ジダンの「大会MVP」を考える

3位決定戦は見たが、まだ決勝を見れていない。が、例のアレはいやというほど見た。個人的には、トップアスリートというのは、ある種の「狂気」が潜んでいてもおかしくないと思っている。エゴ丸出しかもしれないし、ナルシシズム全開かもしれないし、単に怒気に支配された状態かもしれない。プロアスリートに模範的人間であることを求める人が居る。曰く「子供が見てるから」「後輩のお手本に」「みんなの目標になるように」。チームが契約条件としてそれを設定しているなら、そうすべきだと思う。基本的には1人の人間だが、プロアスリートは人気商売だ。つまらないことでカンバンに傷が付くことさえ恐れなければ、3流ゴシップ誌(紙)の餌食になってもかまわないし、何をしてもかまわないと思う。「模範的人間でないこと」を否定したり、非難したりする気はサラサラない。
しかし、「何をしてもかまわない」というのは、結局、法規内で許されるのであれば、というごく当たり前の「枠の中」でのことになる。スポーツは元々「枠の中」で競われるものだ。ならば、蹴っとばしたり、殴ったり、頭突きしたり、体当たりしたり、唾を吐いたり、というのは、プレイ以前の問題になる。そういう人間をプレイヤーとして崇拝する、褒め称える、というのは、人それぞれなので「アリ」だとしても、「フェアプレイ」を毎試合前に訴えているFIFAが、ラフプレー以下の暴力行為で退場処分を食らったプレイヤーにMVPを上げてしまうというのは、おかしい話だ。「ルールを破ったとしても、すごいプレーをして良い成績を獲れば褒め称えられる」というメッセージになってしまう。仮に、試合前に大会MVPが決まっていたとしても、「ホントはジダンだったんだが、ああいうことになったので、再度相談する」と発表しても良かったのではないか。誰も損はしない。するのは、マテラッツィのつまらない汚さに釣られ、自分を失ったジダンのみ。ただし、それは行為に対する代償でしかない。どこをどうとってもFIFAとしては丸く収まるはずだ。そして、もう1件忘れてはならないのは、ジダンは引退してしまうので、出場停止処分に代わるペナルティを科すことを検討すべきではないんだろうか、ということ。これは結構見落としがちなので。

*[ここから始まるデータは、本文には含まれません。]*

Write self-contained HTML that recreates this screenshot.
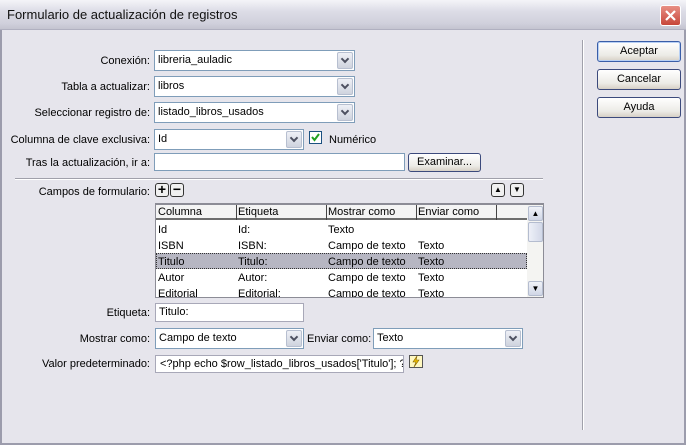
<!DOCTYPE html>
<html><head><meta charset="utf-8"><style>
*{box-sizing:border-box;margin:0;padding:0}
body{width:686px;height:445px;overflow:hidden;font-family:"Liberation Sans",sans-serif;font-size:11px;color:#000;background:#e6e5ec;position:relative}
.a{position:absolute}
.win{left:0;top:0;width:686px;height:445px;border:2px solid #9c9cac;border-top:none}
.title{left:0;top:0;width:686px;height:30px;background:linear-gradient(#f4f4f8,#dcdce6 40%,#d0d0dc 80%,#c4c4d0);border-bottom:1px solid #b0b0c0}
.title span{position:absolute;left:7px;top:7px;font-size:13px;color:#111}
.close{left:660px;top:5px;width:21px;height:21px;border:1px solid #fff;border-radius:3px;background:linear-gradient(#e88f84,#c7463a);}
.lbl{text-align:right;white-space:nowrap}
.in{background:#fff;border:1px solid #7f9db9;padding:0 3px;line-height:16px;white-space:nowrap;overflow:hidden}
.sel{background:#fff;border:1px solid #7f9db9;padding:0 3px;line-height:19px;white-space:nowrap}
.dd{position:absolute;right:1px;top:1px;bottom:1px;width:16px;background:linear-gradient(#eef0f6,#cfd3de);border:1px solid #b7bfd0;border-radius:2px}
.dd:after{content:"";position:absolute;left:4px;top:3px;width:4px;height:4px;border-right:2px solid #4d5060;border-bottom:2px solid #4d5060;transform:rotate(45deg)}
.btn{border:1px solid #3c4a7c;border-radius:3px;background:linear-gradient(#fff,#ecebe6 70%,#d6d0c5);text-align:center;line-height:18px}
.sm{width:14px;height:14px;border:1px solid #333;border-radius:3px;background:#f0f0f0;font-weight:bold;text-align:center;line-height:11px;font-size:14px}
</style></head><body>
<div class="a win"></div>
<div class="a title"><span>Formulario de actualización de registros</span></div>
<div class="a close"><svg width="19" height="19"><path d="M5 5L14 14M14 5L5 14" stroke="#fff" stroke-width="2.2"/></svg></div>
<div class="a" style="left:582px;top:40px;width:2px;height:390px;background:#a0a0aa;border-right:1px solid #fff"></div>
<div class="a btn" style="left:597px;top:41px;width:84px;height:21px;border-color:#3a5ea8;box-shadow:inset 0 0 0 1px #b8d0f4">Aceptar</div>
<div class="a btn" style="left:597px;top:69px;width:84px;height:21px">Cancelar</div>
<div class="a btn" style="left:597px;top:97px;width:84px;height:21px">Ayuda</div>

<div class="a lbl" style="right:536px;top:55px">Conexión:</div>
<div class="a sel" style="left:154px;top:50px;width:201px;height:21px">libreria_auladic<div class="dd"></div></div>
<div class="a lbl" style="right:536px;top:81px">Tabla a actualizar:</div>
<div class="a sel" style="left:154px;top:76px;width:201px;height:21px">libros<div class="dd"></div></div>
<div class="a lbl" style="right:536px;top:107px">Seleccionar registro de:</div>
<div class="a sel" style="left:154px;top:102px;width:201px;height:21px">listado_libros_usados<div class="dd"></div></div>
<div class="a lbl" style="right:536px;top:134px">Columna de clave exclusiva:</div>
<div class="a sel" style="left:154px;top:129px;width:150px;height:21px">Id<div class="dd"></div></div>
<div class="a" style="left:309px;top:131px;width:13px;height:13px;border:1px solid #1c5180;background:#fff"><svg width="11" height="11"><path d="M2 5L4.5 8L9 2" stroke="#21a121" stroke-width="2" fill="none"/></svg></div>
<div class="a" style="left:329px;top:134px">Numérico</div>
<div class="a lbl" style="right:536px;top:157px">Tras la actualización, ir a:</div>
<div class="a in" style="left:154px;top:153px;width:251px;height:18px"></div>
<div class="a btn" style="left:408px;top:153px;width:73px;height:19px;line-height:17px">Examinar...</div>
<div class="a" style="left:15px;top:178px;width:528px;background:#a0a0aa;border-bottom:1px solid #fff;height:2px"></div>

<div class="a lbl" style="right:536px;top:186px">Campos de formulario:</div>
<div class="a sm" style="left:155px;top:183px">+</div>
<div class="a sm" style="left:170px;top:183px">−</div>
<div class="a sm" style="left:491px;top:183px;font-size:8px;line-height:12px">▲</div>
<div class="a sm" style="left:510px;top:183px;font-size:8px;line-height:12px">▼</div>

<div class="a" style="left:155px;top:203px;width:389px;height:95px;background:#fff;border:1px solid #8c8c96;border-top:2px solid #8c8c96;overflow:hidden">
 <div class="a" style="left:0;top:0;width:371px;height:15px;background:#f4f4f4;border-bottom:2px solid #6e6e6e"></div>
 <div class="a" style="left:2px;top:1px">Columna</div>
 <div class="a" style="left:80px;top:0;width:1px;height:15px;background:#444"></div>
 <div class="a" style="left:82px;top:1px">Etiqueta</div>
 <div class="a" style="left:170px;top:0;width:1px;height:15px;background:#444"></div>
 <div class="a" style="left:172px;top:1px">Mostrar como</div>
 <div class="a" style="left:260px;top:0;width:1px;height:15px;background:#444"></div>
 <div class="a" style="left:262px;top:1px">Enviar como</div>
 <div class="a" style="left:340px;top:0;width:1px;height:15px;background:#444"></div>
 <div class="a" style="left:0;top:48px;width:371px;height:16px;background:#b6b6c2;border:1px dotted #333"></div>
 <div class="a" style="left:2px;top:19px">Id</div><div class="a" style="left:82px;top:19px">Id:</div><div class="a" style="left:172px;top:19px">Texto</div>
 <div class="a" style="left:2px;top:35px">ISBN</div><div class="a" style="left:82px;top:35px">ISBN:</div><div class="a" style="left:172px;top:35px">Campo de texto</div><div class="a" style="left:262px;top:35px">Texto</div>
 <div class="a" style="left:2px;top:51px">Titulo</div><div class="a" style="left:82px;top:51px">Titulo:</div><div class="a" style="left:172px;top:51px">Campo de texto</div><div class="a" style="left:262px;top:51px">Texto</div>
 <div class="a" style="left:2px;top:67px">Autor</div><div class="a" style="left:82px;top:67px">Autor:</div><div class="a" style="left:172px;top:67px">Campo de texto</div><div class="a" style="left:262px;top:67px">Texto</div>
 <div class="a" style="left:2px;top:83px">Editorial</div><div class="a" style="left:82px;top:83px">Editorial:</div><div class="a" style="left:172px;top:83px">Campo de texto</div><div class="a" style="left:262px;top:83px">Texto</div>
 <div class="a" style="left:371px;top:0;width:16px;height:93px;background:#f4f4f2"></div>
 <div class="a" style="left:372px;top:1px;width:15px;height:15px;background:linear-gradient(#f0f2f8,#d0d6e6);border:1px solid #b4bccf;border-radius:2px;font-size:8px;text-align:center;line-height:13px">▲</div>
 <div class="a" style="left:372px;top:17px;width:15px;height:20px;background:linear-gradient(90deg,#eef0f8,#d2d8e8);border:1px solid #b4bccf;border-radius:2px"></div>
 <div class="a" style="left:372px;top:76px;width:15px;height:15px;background:linear-gradient(#f0f2f8,#d0d6e6);border:1px solid #b4bccf;border-radius:2px;font-size:8px;text-align:center;line-height:13px">▼</div>
</div>

<div class="a lbl" style="right:536px;top:307px">Etiqueta:</div>
<div class="a in" style="left:155px;top:303px;width:149px;height:19px;border-color:#a8a8b8;line-height:17px">Titulo:</div>
<div class="a lbl" style="right:536px;top:333px">Mostrar como:</div>
<div class="a sel" style="left:155px;top:328px;width:149px;height:21px">Campo de texto<div class="dd"></div></div>
<div class="a" style="left:307px;top:333px">Enviar como:</div>
<div class="a sel" style="left:373px;top:328px;width:150px;height:21px">Texto<div class="dd"></div></div>
<div class="a lbl" style="right:536px;top:358px">Valor predeterminado:</div>
<div class="a in" style="left:155px;top:355px;width:249px;height:18px;border-color:#a8a8b8;padding-left:4px">&lt;?php echo $row_listado_libros_usados['Titulo']; ?</div>
<div class="a" style="left:409px;top:355px;width:14px;height:13px;border:1px solid #555;background:#fff8c0"><svg width="12" height="11"><path d="M7 0L3 6H6L4 11L9 4H6Z" fill="#f0c000" stroke="#806000" stroke-width=".6"/></svg></div>
</body></html>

その一方で「マテラッツィが何か侮蔑的なことを言っているようだ」ということは見えているわけで、FIFAは両人を呼び出してでも、何が原因だったかを追究し、必要であればマテラッツィにペナルティを与えるべきだと思う。ただし、マテラッツィはその前のシーンで、ジダンを羽交い絞めにしている。これが原因だとすると、ジダンの短気にも困ったもんだが…。それに、マテラッツィという選手は、昨日今日ポッと出てきた人ではない。すでにセリエで悪名を馳せている他、W杯本大会でも退場処分を受けている。そういうプレイヤーにまともに付き合うというジダンの思わぬ未熟さが、ラストゲームで出てしまったというのは、なんだか皮肉なものだ。

今大会、他にも「愚行」があった。デ・ロッシはわけのわからないタイミングで肘打ちをし、ルーニーC・ロナウドに釣られて相手を突き飛ばした。こういうのはうんざりだ。デ・ロッシは、かなりの出場停止を受けたが決勝戦には戻ってきてしまった。これで良いのだろうか?明らかな暴力行為による退場処分を受けた選手は、その期間中、2度とピッチに戻してはいけないような気がする。それが国内リーグだろうがチャンピオンズリーグだろうが。ギリギリのプレーの中で2度の警告を受けて1人減るのは仕方がないが、暴力行為でスタープレイヤーが減るってのは、本当に見ててツマラなくなる。ゴール数が少ない、ハットトリックがない、という「守高攻低」な大会だったというが、そういう感じがしないくらい、良い試合が多かった。「有終の美」という言葉がフランス語にあるかどうかわからないが、本気の試合はこれでラストだ。何も自分で壊すことはなかったろうに…。